• _Work to complete_
Reproduce the listing below word for word, with no pictures.

• _Data provided_
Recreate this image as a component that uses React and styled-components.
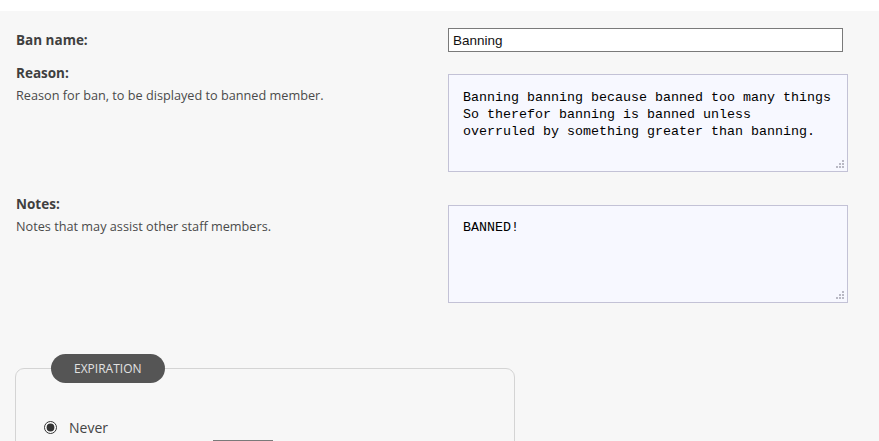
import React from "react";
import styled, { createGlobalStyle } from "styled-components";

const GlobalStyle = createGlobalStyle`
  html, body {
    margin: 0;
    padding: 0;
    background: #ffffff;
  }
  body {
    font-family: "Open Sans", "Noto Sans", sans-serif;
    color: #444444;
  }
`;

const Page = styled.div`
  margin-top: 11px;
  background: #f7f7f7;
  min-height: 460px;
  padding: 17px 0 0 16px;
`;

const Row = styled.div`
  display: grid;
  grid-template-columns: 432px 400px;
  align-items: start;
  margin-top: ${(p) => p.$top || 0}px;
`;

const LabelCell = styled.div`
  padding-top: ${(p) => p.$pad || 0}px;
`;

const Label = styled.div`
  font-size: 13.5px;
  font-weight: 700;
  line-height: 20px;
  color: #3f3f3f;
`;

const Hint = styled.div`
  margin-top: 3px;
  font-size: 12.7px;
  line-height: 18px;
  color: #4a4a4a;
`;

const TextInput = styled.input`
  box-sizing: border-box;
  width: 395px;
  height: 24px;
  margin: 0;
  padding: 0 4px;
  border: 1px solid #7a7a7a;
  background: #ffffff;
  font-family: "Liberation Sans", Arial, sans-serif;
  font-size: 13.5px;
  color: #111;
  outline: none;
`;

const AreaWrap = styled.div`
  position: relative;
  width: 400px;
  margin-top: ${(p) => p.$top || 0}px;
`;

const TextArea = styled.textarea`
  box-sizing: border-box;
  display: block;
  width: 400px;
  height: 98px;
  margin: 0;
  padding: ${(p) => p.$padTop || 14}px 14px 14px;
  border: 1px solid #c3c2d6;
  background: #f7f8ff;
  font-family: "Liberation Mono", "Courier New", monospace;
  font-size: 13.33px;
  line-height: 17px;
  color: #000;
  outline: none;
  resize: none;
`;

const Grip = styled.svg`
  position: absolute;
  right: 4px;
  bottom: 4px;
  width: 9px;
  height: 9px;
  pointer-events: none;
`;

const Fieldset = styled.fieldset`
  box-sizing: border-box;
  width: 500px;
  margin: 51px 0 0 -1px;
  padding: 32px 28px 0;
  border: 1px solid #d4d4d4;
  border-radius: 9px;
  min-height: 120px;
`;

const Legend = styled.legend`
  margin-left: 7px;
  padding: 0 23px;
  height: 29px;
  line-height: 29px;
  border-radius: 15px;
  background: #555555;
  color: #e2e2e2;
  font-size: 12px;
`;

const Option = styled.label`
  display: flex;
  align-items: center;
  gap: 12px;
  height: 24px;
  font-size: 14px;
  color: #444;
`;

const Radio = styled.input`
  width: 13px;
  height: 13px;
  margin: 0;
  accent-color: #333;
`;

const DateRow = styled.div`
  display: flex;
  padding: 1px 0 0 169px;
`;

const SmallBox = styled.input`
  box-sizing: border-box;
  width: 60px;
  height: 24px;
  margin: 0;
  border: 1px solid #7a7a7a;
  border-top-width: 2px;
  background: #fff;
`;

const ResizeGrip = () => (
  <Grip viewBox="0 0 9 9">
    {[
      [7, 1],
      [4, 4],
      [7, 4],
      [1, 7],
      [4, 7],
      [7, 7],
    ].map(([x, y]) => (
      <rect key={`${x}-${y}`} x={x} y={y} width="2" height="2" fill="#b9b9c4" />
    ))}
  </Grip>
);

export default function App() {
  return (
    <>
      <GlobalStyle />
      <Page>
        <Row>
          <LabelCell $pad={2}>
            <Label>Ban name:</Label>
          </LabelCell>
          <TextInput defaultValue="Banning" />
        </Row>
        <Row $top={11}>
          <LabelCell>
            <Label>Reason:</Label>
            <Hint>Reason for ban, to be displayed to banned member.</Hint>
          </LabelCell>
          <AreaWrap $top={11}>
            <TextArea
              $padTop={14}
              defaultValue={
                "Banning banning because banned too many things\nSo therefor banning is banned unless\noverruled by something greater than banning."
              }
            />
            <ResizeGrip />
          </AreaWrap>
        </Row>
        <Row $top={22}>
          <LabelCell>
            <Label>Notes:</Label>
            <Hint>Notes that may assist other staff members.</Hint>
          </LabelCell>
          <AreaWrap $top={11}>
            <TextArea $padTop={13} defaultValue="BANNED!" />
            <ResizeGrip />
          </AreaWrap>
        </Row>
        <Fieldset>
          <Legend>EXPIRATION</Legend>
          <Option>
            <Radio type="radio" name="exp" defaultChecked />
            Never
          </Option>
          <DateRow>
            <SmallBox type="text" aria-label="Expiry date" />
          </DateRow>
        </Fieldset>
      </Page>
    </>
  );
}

• _Answer to the problem_
Recreate this image as a component that uses React and styled-components.
import React from "react";
import styled, { createGlobalStyle } from "styled-components";

const GlobalStyle = createGlobalStyle`
  html, body {
    margin: 0;
    padding: 0;
    background: #ffffff;
  }
  body {
    font-family: "Open Sans", "Noto Sans", sans-serif;
    color: #444444;
  }
`;

const Page = styled.div`
  margin-top: 11px;
  background: #f7f7f7;
  min-height: 460px;
  padding: 17px 0 0 16px;
`;

const Row = styled.div`
  display: grid;
  grid-template-columns: 432px 400px;
  align-items: start;
  margin-top: ${(p) => p.$top || 0}px;
`;

const LabelCell = styled.div`
  padding-top: ${(p) => p.$pad || 0}px;
`;

const Label = styled.div`
  font-size: 13.5px;
  font-weight: 700;
  line-height: 20px;
  color: #3f3f3f;
`;

const Hint = styled.div`
  margin-top: 3px;
  font-size: 12.7px;
  line-height: 18px;
  color: #4a4a4a;
`;

const TextInput = styled.input`
  box-sizing: border-box;
  width: 395px;
  height: 24px;
  margin: 0;
  padding: 0 4px;
  border: 1px solid #7a7a7a;
  background: #ffffff;
  font-family: "Liberation Sans", Arial, sans-serif;
  font-size: 13.5px;
  color: #111;
  outline: none;
`;

const AreaWrap = styled.div`
  position: relative;
  width: 400px;
  margin-top: ${(p) => p.$top || 0}px;
`;

const TextArea = styled.textarea`
  box-sizing: border-box;
  display: block;
  width: 400px;
  height: 98px;
  margin: 0;
  padding: ${(p) => p.$padTop || 14}px 14px 14px;
  border: 1px solid #c3c2d6;
  background: #f7f8ff;
  font-family: "Liberation Mono", "Courier New", monospace;
  font-size: 13.33px;
  line-height: 17px;
  color: #000;
  outline: none;
  resize: none;
`;

const Grip = styled.svg`
  position: absolute;
  right: 4px;
  bottom: 4px;
  width: 9px;
  height: 9px;
  pointer-events: none;
`;

const Fieldset = styled.fieldset`
  box-sizing: border-box;
  width: 500px;
  margin: 51px 0 0 -1px;
  padding: 32px 28px 0;
  border: 1px solid #d4d4d4;
  border-radius: 9px;
  min-height: 120px;
`;

const Legend = styled.legend`
  margin-left: 7px;
  padding: 0 23px;
  height: 29px;
  line-height: 29px;
  border-radius: 15px;
  background: #555555;
  color: #e2e2e2;
  font-size: 12px;
`;

const Option = styled.label`
  display: flex;
  align-items: center;
  gap: 12px;
  height: 24px;
  font-size: 14px;
  color: #444;
`;

const Radio = styled.input`
  width: 13px;
  height: 13px;
  margin: 0;
  accent-color: #333;
`;

const DateRow = styled.div`
  display: flex;
  padding: 1px 0 0 169px;
`;

const SmallBox = styled.input`
  box-sizing: border-box;
  width: 60px;
  height: 24px;
  margin: 0;
  border: 1px solid #7a7a7a;
  border-top-width: 2px;
  background: #fff;
`;

const ResizeGrip = () => (
  <Grip viewBox="0 0 9 9">
    {[
      [7, 1],
      [4, 4],
      [7, 4],
      [1, 7],
      [4, 7],
      [7, 7],
    ].map(([x, y]) => (
      <rect key={`${x}-${y}`} x={x} y={y} width="2" height="2" fill="#b9b9c4" />
    ))}
  </Grip>
);

export default function App() {
  return (
    <>
      <GlobalStyle />
      <Page>
        <Row>
          <LabelCell $pad={2}>
            <Label>Ban name:</Label>
          </LabelCell>
          <TextInput defaultValue="Banning" />
        </Row>
        <Row $top={11}>
          <LabelCell>
            <Label>Reason:</Label>
            <Hint>Reason for ban, to be displayed to banned member.</Hint>
          </LabelCell>
          <AreaWrap $top={11}>
            <TextArea
              $padTop={14}
              defaultValue={
                "Banning banning because banned too many things\nSo therefor banning is banned unless\noverruled by something greater than banning."
              }
            />
            <ResizeGrip />
          </AreaWrap>
        </Row>
        <Row $top={22}>
          <LabelCell>
            <Label>Notes:</Label>
            <Hint>Notes that may assist other staff members.</Hint>
          </LabelCell>
          <AreaWrap $top={11}>
            <TextArea $padTop={13} defaultValue="BANNED!" />
            <ResizeGrip />
          </AreaWrap>
        </Row>
        <Fieldset>
          <Legend>EXPIRATION</Legend>
          <Option>
            <Radio type="radio" name="exp" defaultChecked />
            Never
          </Option>
          <DateRow>
            <SmallBox type="text" aria-label="Expiry date" />
          </DateRow>
        </Fieldset>
      </Page>
    </>
  );
}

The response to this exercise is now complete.